---------- EXTRACTED MATERIAL
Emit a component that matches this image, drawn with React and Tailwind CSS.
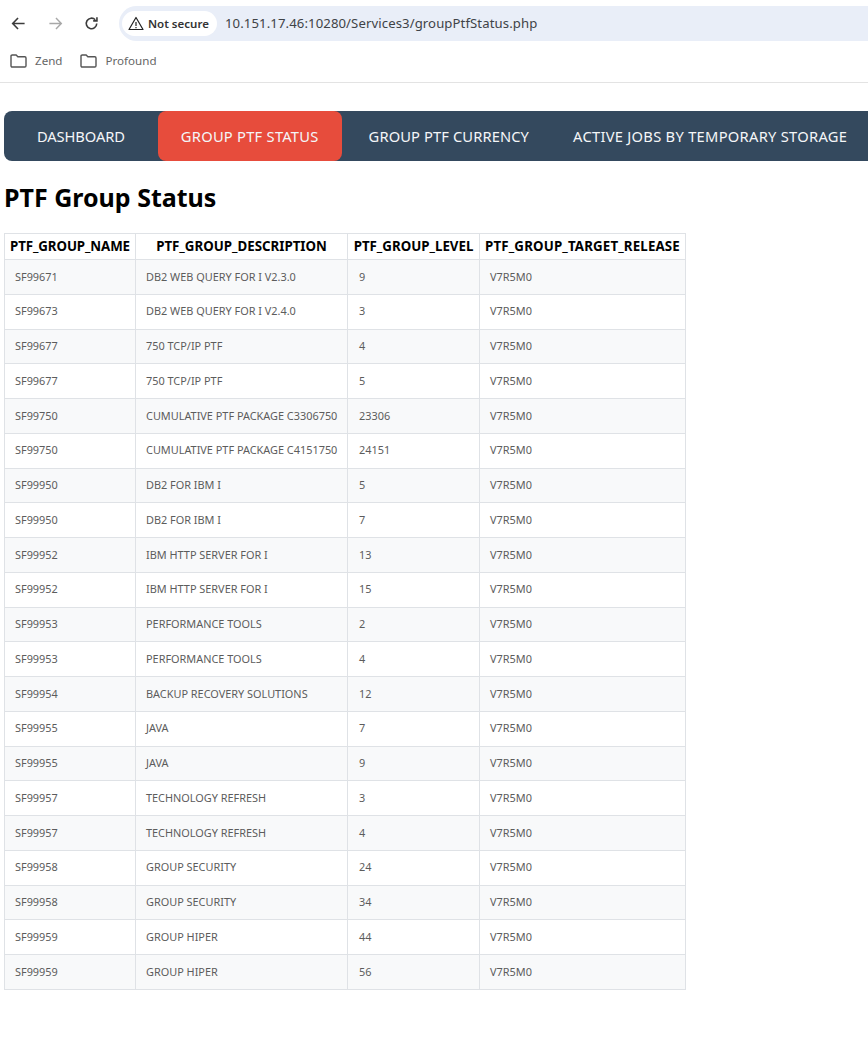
--------------------
---------- EXTRACTED MATERIAL
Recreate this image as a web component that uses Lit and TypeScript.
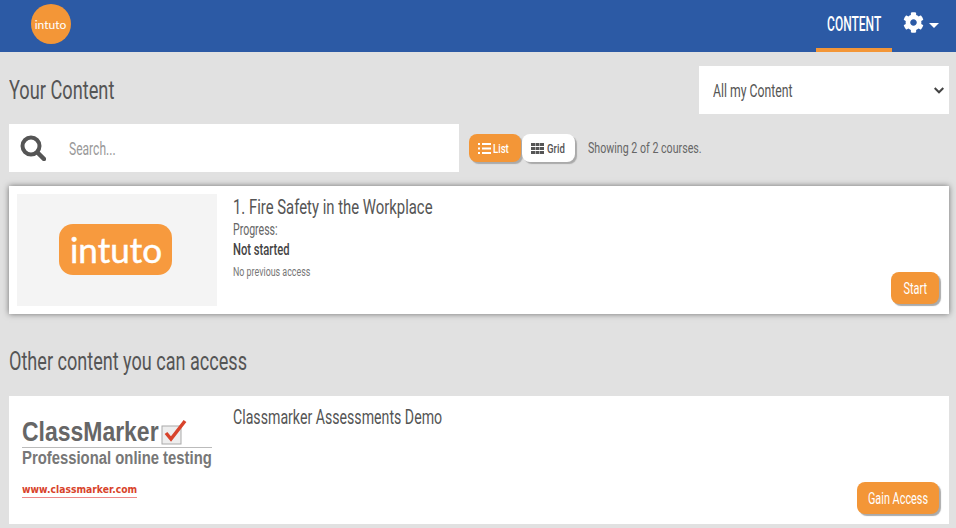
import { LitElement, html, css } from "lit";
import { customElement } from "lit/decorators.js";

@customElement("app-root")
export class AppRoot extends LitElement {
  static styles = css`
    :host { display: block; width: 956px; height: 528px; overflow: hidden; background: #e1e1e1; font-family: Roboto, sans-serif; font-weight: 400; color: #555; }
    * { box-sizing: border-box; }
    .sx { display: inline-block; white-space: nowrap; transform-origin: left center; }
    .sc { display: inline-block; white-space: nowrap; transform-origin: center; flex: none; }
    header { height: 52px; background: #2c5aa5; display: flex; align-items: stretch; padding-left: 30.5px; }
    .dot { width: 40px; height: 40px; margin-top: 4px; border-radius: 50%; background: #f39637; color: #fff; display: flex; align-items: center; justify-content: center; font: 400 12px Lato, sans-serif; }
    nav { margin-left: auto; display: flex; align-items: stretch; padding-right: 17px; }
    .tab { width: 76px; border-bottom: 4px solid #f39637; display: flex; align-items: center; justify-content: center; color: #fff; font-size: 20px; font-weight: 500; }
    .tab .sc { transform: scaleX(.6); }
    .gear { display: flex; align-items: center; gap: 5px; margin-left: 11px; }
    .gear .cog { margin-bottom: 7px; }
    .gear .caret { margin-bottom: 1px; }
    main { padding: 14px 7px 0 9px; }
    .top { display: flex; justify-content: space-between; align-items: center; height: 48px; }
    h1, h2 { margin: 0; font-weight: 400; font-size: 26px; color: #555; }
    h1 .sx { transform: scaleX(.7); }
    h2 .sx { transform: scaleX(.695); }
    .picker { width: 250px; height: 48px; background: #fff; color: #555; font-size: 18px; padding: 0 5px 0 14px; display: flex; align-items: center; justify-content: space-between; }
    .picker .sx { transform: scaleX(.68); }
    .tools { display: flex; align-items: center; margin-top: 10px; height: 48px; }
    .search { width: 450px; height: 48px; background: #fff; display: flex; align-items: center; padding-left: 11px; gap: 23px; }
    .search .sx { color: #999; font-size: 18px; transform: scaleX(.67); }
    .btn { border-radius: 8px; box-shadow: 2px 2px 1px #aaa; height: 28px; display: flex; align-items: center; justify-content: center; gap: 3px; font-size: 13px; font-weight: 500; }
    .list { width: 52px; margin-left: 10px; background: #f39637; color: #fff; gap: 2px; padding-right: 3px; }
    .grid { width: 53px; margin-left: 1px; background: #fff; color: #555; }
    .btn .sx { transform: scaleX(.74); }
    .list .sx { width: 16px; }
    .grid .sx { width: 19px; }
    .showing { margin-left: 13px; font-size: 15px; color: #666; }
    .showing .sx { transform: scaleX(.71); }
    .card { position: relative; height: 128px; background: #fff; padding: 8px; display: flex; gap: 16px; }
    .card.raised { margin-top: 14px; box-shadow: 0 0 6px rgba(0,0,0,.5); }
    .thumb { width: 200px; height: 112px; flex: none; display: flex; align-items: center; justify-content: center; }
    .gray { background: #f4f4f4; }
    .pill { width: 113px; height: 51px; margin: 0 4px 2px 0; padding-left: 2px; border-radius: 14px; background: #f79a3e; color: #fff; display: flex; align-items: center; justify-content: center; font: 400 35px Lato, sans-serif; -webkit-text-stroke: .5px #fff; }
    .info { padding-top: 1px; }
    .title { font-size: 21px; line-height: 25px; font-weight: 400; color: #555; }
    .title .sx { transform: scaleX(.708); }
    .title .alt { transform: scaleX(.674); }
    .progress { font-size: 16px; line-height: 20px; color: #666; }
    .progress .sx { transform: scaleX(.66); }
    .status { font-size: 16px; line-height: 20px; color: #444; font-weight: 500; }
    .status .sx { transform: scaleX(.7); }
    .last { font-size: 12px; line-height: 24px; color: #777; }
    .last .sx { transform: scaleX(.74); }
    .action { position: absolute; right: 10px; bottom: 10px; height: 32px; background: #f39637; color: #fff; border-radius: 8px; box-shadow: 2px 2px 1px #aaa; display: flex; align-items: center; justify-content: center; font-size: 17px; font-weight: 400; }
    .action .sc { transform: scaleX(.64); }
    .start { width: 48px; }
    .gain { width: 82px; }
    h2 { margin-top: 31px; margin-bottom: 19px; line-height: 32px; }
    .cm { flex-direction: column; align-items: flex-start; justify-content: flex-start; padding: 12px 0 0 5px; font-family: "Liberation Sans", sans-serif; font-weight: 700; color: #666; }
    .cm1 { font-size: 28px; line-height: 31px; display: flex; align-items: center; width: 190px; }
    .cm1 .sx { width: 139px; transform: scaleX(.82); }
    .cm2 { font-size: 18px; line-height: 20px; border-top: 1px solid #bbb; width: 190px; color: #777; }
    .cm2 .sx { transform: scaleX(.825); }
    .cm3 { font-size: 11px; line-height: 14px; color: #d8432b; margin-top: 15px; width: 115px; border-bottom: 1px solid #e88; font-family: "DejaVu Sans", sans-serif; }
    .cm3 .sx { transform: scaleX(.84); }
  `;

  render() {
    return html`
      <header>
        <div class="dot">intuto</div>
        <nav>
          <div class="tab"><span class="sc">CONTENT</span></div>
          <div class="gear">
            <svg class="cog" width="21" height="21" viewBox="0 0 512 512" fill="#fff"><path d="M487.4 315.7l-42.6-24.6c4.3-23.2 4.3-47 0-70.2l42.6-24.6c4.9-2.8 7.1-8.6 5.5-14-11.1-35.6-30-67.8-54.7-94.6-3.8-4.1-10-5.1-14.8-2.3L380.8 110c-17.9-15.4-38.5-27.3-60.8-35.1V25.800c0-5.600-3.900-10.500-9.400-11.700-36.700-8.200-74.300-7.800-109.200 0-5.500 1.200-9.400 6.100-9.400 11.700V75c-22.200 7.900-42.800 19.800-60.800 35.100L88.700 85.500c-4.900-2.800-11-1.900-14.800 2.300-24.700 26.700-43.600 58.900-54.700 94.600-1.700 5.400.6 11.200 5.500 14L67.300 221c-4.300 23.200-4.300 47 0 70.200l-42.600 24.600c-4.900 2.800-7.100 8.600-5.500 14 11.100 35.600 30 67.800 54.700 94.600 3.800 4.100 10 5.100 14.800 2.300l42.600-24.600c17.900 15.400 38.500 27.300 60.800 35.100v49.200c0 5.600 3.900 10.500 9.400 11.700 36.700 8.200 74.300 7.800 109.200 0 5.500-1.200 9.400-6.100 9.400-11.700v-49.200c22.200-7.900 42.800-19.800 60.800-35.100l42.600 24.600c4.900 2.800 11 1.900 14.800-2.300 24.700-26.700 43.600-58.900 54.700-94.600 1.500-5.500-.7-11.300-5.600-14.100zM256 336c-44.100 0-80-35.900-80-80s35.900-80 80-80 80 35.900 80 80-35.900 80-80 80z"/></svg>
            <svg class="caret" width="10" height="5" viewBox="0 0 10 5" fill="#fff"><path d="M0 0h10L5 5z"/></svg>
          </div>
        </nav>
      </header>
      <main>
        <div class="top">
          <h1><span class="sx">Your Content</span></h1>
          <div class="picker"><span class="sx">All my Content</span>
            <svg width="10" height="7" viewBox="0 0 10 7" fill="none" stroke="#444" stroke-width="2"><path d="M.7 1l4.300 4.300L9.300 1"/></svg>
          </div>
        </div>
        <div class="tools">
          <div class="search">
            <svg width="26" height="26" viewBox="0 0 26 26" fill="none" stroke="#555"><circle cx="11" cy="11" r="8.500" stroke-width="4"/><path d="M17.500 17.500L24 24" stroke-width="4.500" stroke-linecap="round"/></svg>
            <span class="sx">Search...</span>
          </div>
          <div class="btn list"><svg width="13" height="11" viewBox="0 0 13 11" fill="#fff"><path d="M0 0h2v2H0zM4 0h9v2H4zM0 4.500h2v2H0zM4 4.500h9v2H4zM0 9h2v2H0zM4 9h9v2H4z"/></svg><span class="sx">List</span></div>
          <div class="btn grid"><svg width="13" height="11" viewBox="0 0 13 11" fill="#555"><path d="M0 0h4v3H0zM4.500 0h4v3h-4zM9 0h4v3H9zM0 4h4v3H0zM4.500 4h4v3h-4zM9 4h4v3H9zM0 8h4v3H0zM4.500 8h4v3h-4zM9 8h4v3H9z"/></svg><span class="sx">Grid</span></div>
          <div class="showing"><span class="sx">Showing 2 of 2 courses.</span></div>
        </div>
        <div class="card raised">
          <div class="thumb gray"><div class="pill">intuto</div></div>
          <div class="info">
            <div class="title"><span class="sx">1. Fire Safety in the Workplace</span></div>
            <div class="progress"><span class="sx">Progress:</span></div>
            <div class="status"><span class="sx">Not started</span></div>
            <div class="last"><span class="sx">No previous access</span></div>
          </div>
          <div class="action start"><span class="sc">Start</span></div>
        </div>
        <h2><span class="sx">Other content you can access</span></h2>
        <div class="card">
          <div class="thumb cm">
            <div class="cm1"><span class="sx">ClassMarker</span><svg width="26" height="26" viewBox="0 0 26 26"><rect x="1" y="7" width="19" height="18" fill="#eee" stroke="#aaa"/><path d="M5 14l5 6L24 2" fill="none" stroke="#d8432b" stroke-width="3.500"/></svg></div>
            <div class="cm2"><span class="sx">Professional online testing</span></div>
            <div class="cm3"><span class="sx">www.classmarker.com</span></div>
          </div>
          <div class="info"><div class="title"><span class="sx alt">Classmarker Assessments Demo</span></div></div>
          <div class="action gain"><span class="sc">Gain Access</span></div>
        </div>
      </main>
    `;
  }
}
--------------------
TASK GOAL: Check every line of the material for the string "component" and give the number of lines that have it, without anything else.

FINISHED TASK: 2